What do various digital connections between
China and the US look like? How is the
history of Chinese Chicago part of the future?
Session 13:
State policy and practice to span the digital
divide
What is the current program to
end the digital divide in Illinois? What kinds
of projects use these resources? What’s working
and what still needs to be done?
Session 14:
Chicago hip hop, the digital hustle & social
justice
Organized discussions
regarding the hip hop community, outside of
actual cultural performance, have existed since
at least the early 1980s. These discussions have
become more frequent and widespread, especially
as generations who've grown up with hip hop
mature, and as universities, political campaigns
and business models increasingly look to them
for engagement and profit. This session explores
a bottom-up approach to technology and
networking by featuring four hip hop artists
from Chicago who are leading best practices
using new digital tools for community building
and social consciousness.
Session 15:
Workshop: Digital tools for cultural heritage
People around the world are
using technology to share and to stay connected
to cultural heritage. New ways to search for
roots and share culture emerge online. This
workshop discusses simple social and technical
procedures you can use to get involved in
community and family history digitization.
Topics covered include: basic digitization,
using Omeka (http://www.omeka.org)
to build digital libraries and museums,
organizing communities around digital cultural
heritage, and using digital cultural heritage in
face-to-face settings, such as school assemblies
or family reunions. The workshop's theme is:
Everyone can do something now to contribute to
the construction of universal designs for
sharing local and family histories online.
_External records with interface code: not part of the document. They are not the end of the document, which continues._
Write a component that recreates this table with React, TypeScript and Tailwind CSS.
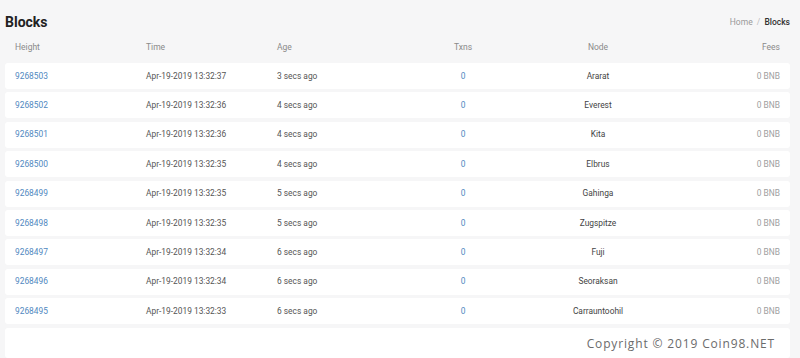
const blocks = [
  { height: "9268503", time: "Apr-19-2019 13:32:37", age: "3 secs ago", node: "Ararat" },
  { height: "9268502", time: "Apr-19-2019 13:32:36", age: "4 secs ago", node: "Everest" },
  { height: "9268501", time: "Apr-19-2019 13:32:36", age: "4 secs ago", node: "Kita" },
  { height: "9268500", time: "Apr-19-2019 13:32:35", age: "4 secs ago", node: "Elbrus" },
  { height: "9268499", time: "Apr-19-2019 13:32:35", age: "5 secs ago", node: "Gahinga" },
  { height: "9268498", time: "Apr-19-2019 13:32:35", age: "5 secs ago", node: "Zugspitze" },
  { height: "9268497", time: "Apr-19-2019 13:32:34", age: "6 secs ago", node: "Fuji" },
  { height: "9268496", time: "Apr-19-2019 13:32:34", age: "6 secs ago", node: "Seoraksan" },
  { height: "9268495", time: "Apr-19-2019 13:32:33", age: "6 secs ago", node: "Carrauntoohil" },
];

const cols = "grid grid-cols-[131px_131px_120px_132px_138px_113px] items-center px-[10px]";

export default function App() {
  return (
    <div className="w-[800px] h-[358px] overflow-hidden bg-[#f6f6f7] px-[5px] pr-[10px] font-['Roboto',sans-serif]">
      {/* Page title + breadcrumb */}
      <div className="flex items-center justify-between h-[40px] pt-[4px]">
        <h1 className="text-[14px] font-bold text-[#222]">Blocks</h1>
        <div className="text-[8.5px] text-[#999]">
          Home <span className="mx-[2px] text-[#bbb]">/</span>{" "}
          <span className="font-medium text-[#333]">Blocks</span>
        </div>
      </div>

      {/* Column headers */}
      <div className={`${cols} h-[14px] text-[8.5px] text-[#8a8a8a]`}>
        <span>Height</span>
        <span>Time</span>
        <span>Age</span>
        <span className="text-center">Txns</span>
        <span className="text-center">Node</span>
        <span className="text-right">Fees</span>
      </div>

      {/* Rows */}
      <div className="flex flex-col gap-[3.4px] mt-[9px]">
        {blocks.map((b) => (
          <div
            key={b.height}
            className={`${cols} h-[26px] bg-white rounded-[3px] text-[8.4px]`}
          >
            <span className="text-[#5088c0]">{b.height}</span>
            <span className="text-[#555]">{b.time}</span>
            <span className="text-[#555]">{b.age}</span>
            <span className="text-center text-[#5088c0]">0</span>
            <span className="text-center text-[#444]">{b.node}</span>
            <span className="text-right text-[#a0a0a0]">0 BNB</span>
          </div>
        ))}
        <div className="h-[30px] bg-white rounded-[3px] flex items-center justify-end pr-[15px] pt-[2px]">
          <span className="font-['Open_Sans',sans-serif] text-[12px] tracking-[0.85px] text-[#6b6b6b]">
            Copyright © 2019 Coin98.NET
          </span>
        </div>
      </div>
    </div>
  );
}
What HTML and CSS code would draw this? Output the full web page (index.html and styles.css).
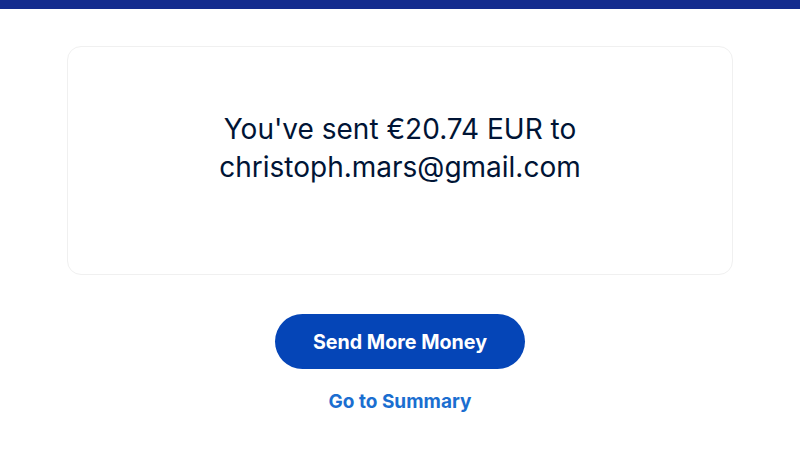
FILE: index.html
```html
<!DOCTYPE html>
<html>
<head>
<meta charset="utf-8">
<link rel="stylesheet" href="styles.css">
</head>
<body>
<div class="topbar"></div>
<main class="main">
  <section class="card">
    <h1 class="msg">You've sent €20.74 EUR to<br>christoph.mars@gmail.com</h1>
  </section>
  <button class="btn">Send More Money</button>
  <a class="link" href="#">Go to Summary</a>
</main>
</body>
</html>
```
FILE: styles.css
```css
html, body {
  margin: 0;
  padding: 0;
  background: #fff;
  font-family: "Inter", "Liberation Sans", sans-serif;
}
.topbar {
  height: 9px;
  background: #142c8e;
}
.main {
  display: flex;
  flex-direction: column;
  align-items: center;
  padding-top: 37px;
}
.card {
  box-sizing: border-box;
  width: 666px;
  height: 229px;
  padding-bottom: 26px;
  border: 1px solid #f0f0f0;
  border-radius: 14px;
  display: flex;
  align-items: center;
  justify-content: center;
}
.msg {
  margin: 0;
  font-size: 28px;
  font-weight: 400;
  line-height: 38px;
  color: #001435;
  text-align: center;
}
.btn {
  margin-top: 39px;
  width: 250px;
  height: 55px;
  border: none;
  border-radius: 28px;
  background: #0545b7;
  color: #fff;
  font-family: inherit;
  font-size: 19.7px;
  font-weight: 700;
}
.link {
  margin-top: 21px;
  color: #1a6ed0;
  font-size: 19px;
  font-weight: 700;
  text-decoration: none;
}
```
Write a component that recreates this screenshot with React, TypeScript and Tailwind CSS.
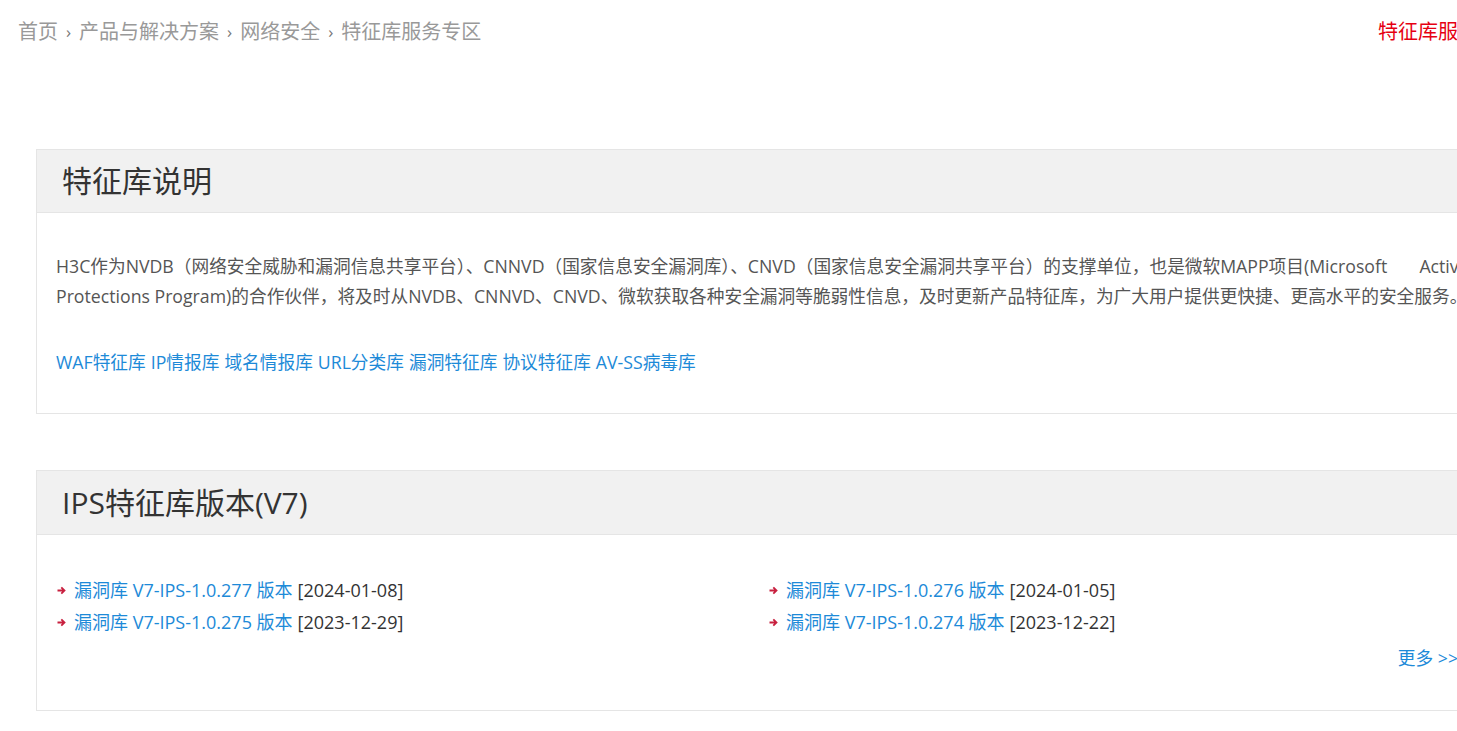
const FONT = { fontFamily: "'Open Sans', 'Noto Sans CJK SC', sans-serif" };

const links = ["WAF特征库", "IP情报库", "域名情报库", "URL分类库", "漏洞特征库", "协议特征库", "AV-SS病毒库"];

const versions = [
  { name: "漏洞库 V7-IPS-1.0.277 版本", date: "[2024-01-08]" },
  { name: "漏洞库 V7-IPS-1.0.276 版本", date: "[2024-01-05]" },
  { name: "漏洞库 V7-IPS-1.0.275 版本", date: "[2023-12-29]" },
  { name: "漏洞库 V7-IPS-1.0.274 版本", date: "[2023-12-22]" },
];

function Arrow() {
  return (
    <svg width="9" height="9" viewBox="0 0 9 9" className="shrink-0">
      <path d="M0.5 4.5H7.5M4.3 1.3L7.5 4.5L4.3 7.7" fill="none" stroke="#c8203f" strokeWidth="1.8" />
    </svg>
  );
}

function Crumb({ text }: { text: string }) {
  return <span className="text-[#999]">{text}</span>;
}

function Sep() {
  return <span className="mx-[8px] text-[17px] text-[#777]">›</span>;
}

export default function App() {
  return (
    <div className="w-full min-h-[731px] overflow-hidden bg-white" style={FONT}>
      <div className="w-[1518px]">
        {/* Breadcrumb */}
        <div className="flex justify-between pt-[19px] text-[20px] leading-[26px] whitespace-nowrap">
          <div className="pl-[18px] flex items-center">
            <Crumb text="首页" />
            <Sep />
            <Crumb text="产品与解决方案" />
            <Sep />
            <Crumb text="网络安全" />
            <Sep />
            <Crumb text="特征库服务专区" />
          </div>
          <div className="text-[#e60012]">特征库服务专区</div>
        </div>

        {/* Intro box */}
        <div className="ml-[36px] mt-[104px] w-[1445px] border border-[#e5e5e5]">
          <div className="h-[63px] bg-[#f1f1f1] border-b border-[#e5e5e5] pl-[25px] flex items-center">
            <h2 className="text-[30px] text-[#333] leading-none">特征库说明</h2>
          </div>
          <div className="px-[19px] pt-[38px] pb-[36px]">
            <div className="text-[17.7px] leading-[30px] text-[#555] whitespace-nowrap">
              <p>H3C作为NVDB（网络安全威胁和漏洞信息共享平台）、CNNVD（国家信息安全漏洞库）、CNVD（国家信息安全漏洞共享平台）的支撑单位，也是微软MAPP项目(Microsoft&nbsp;&nbsp;&nbsp;&nbsp;&nbsp;&nbsp;&nbsp;Active</p>
              <p>Protections Program)的合作伙伴，将及时从NVDB、CNNVD、CNVD、微软获取各种安全漏洞等脆弱性信息，及时更新产品特征库，为广大用户提供更快捷、更高水平的安全服务。</p>
            </div>
            <div className="mt-[36px] flex gap-[5px] text-[17.7px] leading-[30px] text-[#1d8ad8]">
              {links.map((l) => (
                <span key={l}>{l}</span>
              ))}
            </div>
          </div>
        </div>

        {/* IPS versions */}
        <div className="ml-[36px] mt-[56px] w-[1445px] border border-[#e5e5e5]">
          <div className="h-[64px] bg-[#f1f1f1] border-b border-[#e5e5e5] pl-[25px] flex items-center">
            <h2 className="text-[30px] text-[#333] leading-none">IPS特征库版本(V7)</h2>
          </div>
          <div className="pl-[20px] pr-[22px] pt-[39px] pb-[39px]">
            <div className="grid grid-cols-[712px_1fr] text-[18px] leading-[32px] whitespace-nowrap">
              {versions.map((v) => (
                <div key={v.name} className="flex items-center">
                  <Arrow />
                  <span className="ml-[8px] text-[#1d8ad8]">{v.name}</span>
                  <span className="ml-[5px] text-[#333]">{v.date}</span>
                </div>
              ))}
            </div>
            <div className="mt-[7px] text-right text-[17.7px] leading-[26px] text-[#1d8ad8]">更多 &gt;&gt;</div>
          </div>
        </div>
      </div>
    </div>
  );
}
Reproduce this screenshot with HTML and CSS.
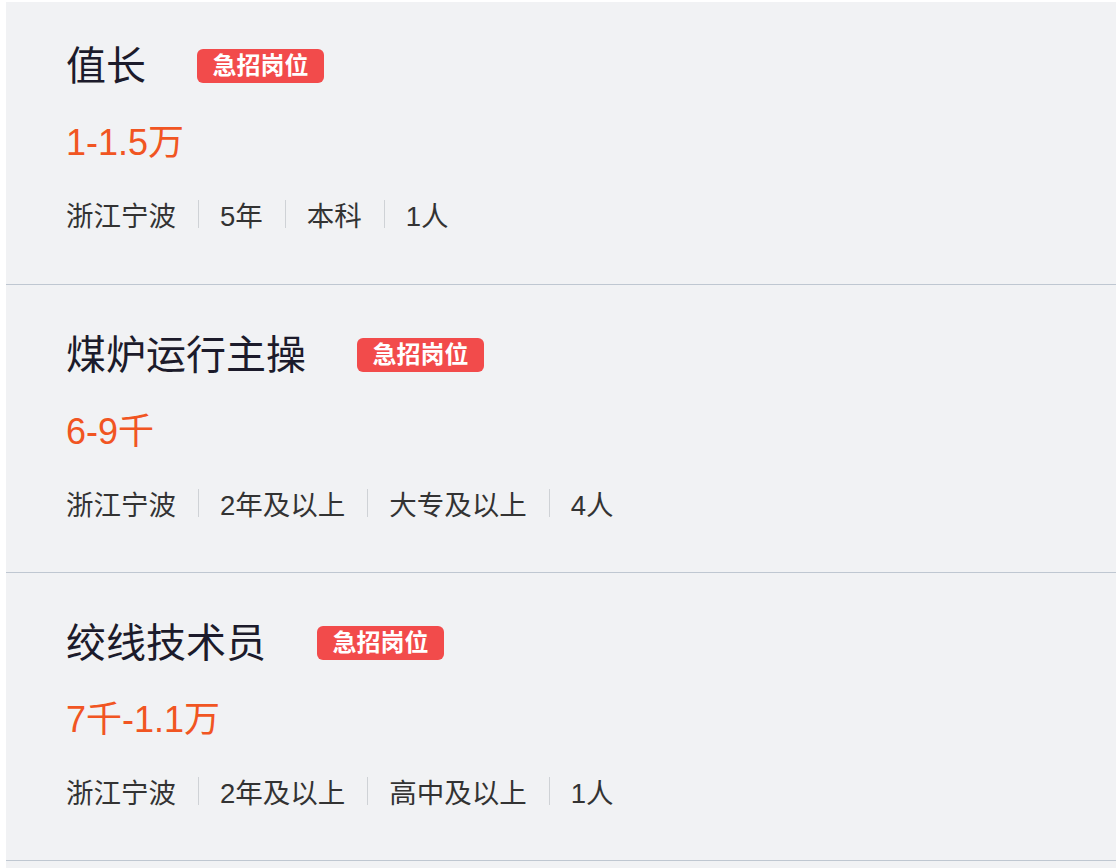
FILE: index.html
```html
<!DOCTYPE html>
<html>
  <head>
  <meta charset="utf-8">
  <link rel="stylesheet" href="styles.css">
  </head>
  <body>
    <div class="job-list">
      <div class="job">
        <div class="job-head">
          <span class="job-name">值长</span>
          <span class="urgent">急招岗位</span>
        </div>
        <div class="salary">1-1.5万</div>
        <div class="meta">
          <span>浙江宁波</span><i></i><span>5年</span><i></i><span>本科</span><i></i><span>1人</span>
        </div>
      </div>
      <div class="job">
        <div class="job-head">
          <span class="job-name">煤炉运行主操</span>
          <span class="urgent">急招岗位</span>
        </div>
        <div class="salary">6-9千</div>
        <div class="meta">
          <span>浙江宁波</span><i></i><span>2年及以上</span><i></i><span>大专及以上</span><i></i><span>4人</span>
        </div>
      </div>
      <div class="job">
        <div class="job-head">
          <span class="job-name">绞线技术员</span>
          <span class="urgent">急招岗位</span>
        </div>
        <div class="salary">7千-1.1万</div>
        <div class="meta">
          <span>浙江宁波</span><i></i><span>2年及以上</span><i></i><span>高中及以上</span><i></i><span>1人</span>
        </div>
      </div>
    </div>
  </body>
</html>
```

FILE: styles.css
```css
    body {
      margin: 0;
      background: #fff;
      font-family: "Liberation Sans", "Noto Sans CJK SC", sans-serif;
    }
    .job-list {
      margin: 2px 0 0 6px;
      padding-bottom: 12px;
      width: 1110px;
      background: #f1f2f4;
    }
    .job {
      height: 287px;
      padding: 0 0 0 60px;
      border-bottom: 1px solid #bfc7d1;
    }
    .job:first-child {
      height: 281px;
    }
    .job-head {
      display: flex;
      align-items: center;
      height: 40px;
      padding-top: 50px;
    }
    .job:first-child .job-head {
      padding-top: 44px;
    }
    .job:first-child {
      height: 282px;
    }
    .job-name {
      font-size: 40px;
      line-height: 40px;
      color: #1c1b2b;
      margin-right: 51px;
    }
    .urgent {
      display: inline-block;
      width: 127px;
      height: 34px;
      line-height: 34px;
      text-align: center;
      border-radius: 6px;
      background: #f24b4b;
      color: #fff;
      font-weight: bold;
      font-size: 24px;
    }
    .salary {
      margin-top: 37px;
      font-size: 36px;
      line-height: 40px;
      color: #f15522;
    }
    .meta {
      display: flex;
      align-items: center;
      margin-top: 35px;
      height: 32px;
      font-size: 27.5px;
      color: #333;
    }
    .meta i {
      width: 1px;
      height: 28px;
      margin: 0 21px 0 22px;
      background: #cfd2d6;
    }
```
What three main points of the
conference need to be remembered? What is your
personal eChicago goal for the next year? What
should eChicago 2013 be about?
Corporate clouds blow away. eChicago
2011 tweets were not archived immediately
following the event, then they disappeared. This
year the virtual discussion via Twitter has been
archived via Storify. As the conversation
continues to expand so will the archive.